Top 10: Creative tasks with an iPad
Want to get creative with your iPad? Here's our top 10 ideas from fun projects to serious productions
4: Photo editing
Even the best photos can benefit from a touch-up or just a little cropping, while more artistic compositions can be played with extensively for more unusual or surreal results. If you do this on-the-spot with your iPad, you can instantly return to the subject if you need a slightly different shot, or are struck by inspiration in the edit.
If you’ve transferred photos to your iPad with the iPad Camera Connection Kit or an Eye-Fi card (see Onlocation Photo Shoot on page 4), or if you simply want to make the most of the iPad 2’s built-in camera, there’s no shortage of apps for manipulating photos.
First port of call should be Adobe Photoshop Express (free). It’s simple, straightforward and includes all the tools you’ll need to spruce up photos before uploading them to sharing sites: crop and rotate, basic colour correction, a few effects such as Soft Focus and Warm Vintage and a handful of borders. Noise reduction costs £2.49 as an in-app purchase, but seeing how most cameras apply far too much noise reduction while shooting, we wouldn’t bother with this upgrade.
The free Photoshop Express strips photo editing down to its bare essentials
Photogene for iPad (£1.99) is much more sophisticated. Its colour correction has the same exposure, saturation and contrast controls as Photoshop Express, but adds extremely useful lighten shadows, darken highlights and white balance controls. A Heal/Clone brush removes blemishes from photos, and the Masking Overlays section allows a range of treatments including lighten, darken, blur and pixelate to be applied in brush strokes across the image.
Photogene is much more powerful than its £1.99 price suggests
It’s extremely responsive, even when editing 12-megapixel photos on the original iPad. Best of all, adjustments aren’t applied until the image is exported, so it’s easy to tweak the various colour-correction tools in combination, or to undo any edit even after closing and reopening an image. When you are ready to export, it can save a new copy back to the Photo Library or upload to Twitter, Facebook, Flickr, Dropbox and Picasa, resizing photos before uploading if necessary.
We’d be tempted to say that Photogene is the only photo-editing application you’ll ever need – if it weren’t for Snapseed for iPad (£2.99). Its small set of processes are capable of truly stunning results.
Snapseed’s Selective Adjust mode lets you zone in on the parts of a photo that really matter
There’s the usual range of colour-correction tools, but the innovative interface – swipe up and down to change tools, left and right to adjust – and superior processing quality make it extremely rewarding to use. Its Selective Adjust mode allows brightness, saturation and contrast to be applied to a limited selection of the image using a combination of user-defined control points and automatic masking to follow the contours of subjects. Meanwhile, the small collection of creative effects go way beyond the norm, with dramatic HDR-style contrast, vintage film simulation and trendy grunge effects.

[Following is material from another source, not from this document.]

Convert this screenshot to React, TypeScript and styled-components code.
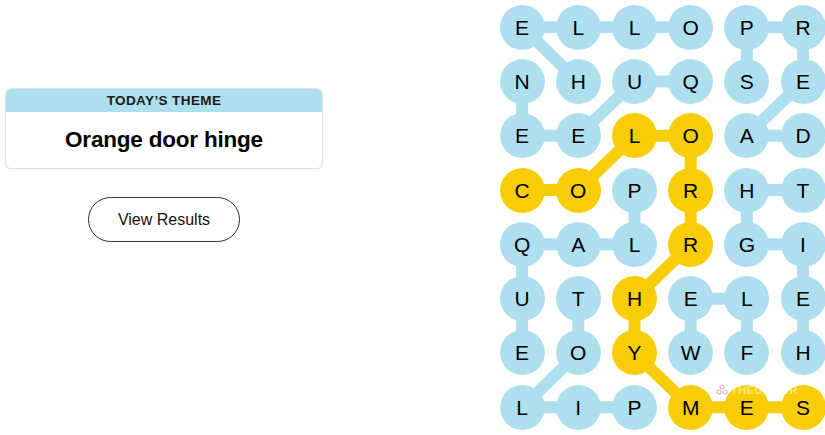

One limitation is that it can’t zoom into photos – it appears to generate a low-resolution proxy image, which helps to deliver lightning-fast previews but can make it tricky to fine-tune the selection in Selective Adjust mode. However, with dramatic, stylish photo processing that surpasses any other consumer software we’ve seen on the iPad or elsewhere, it’s the perfect complement to Photogene’s aptitude for precision edits.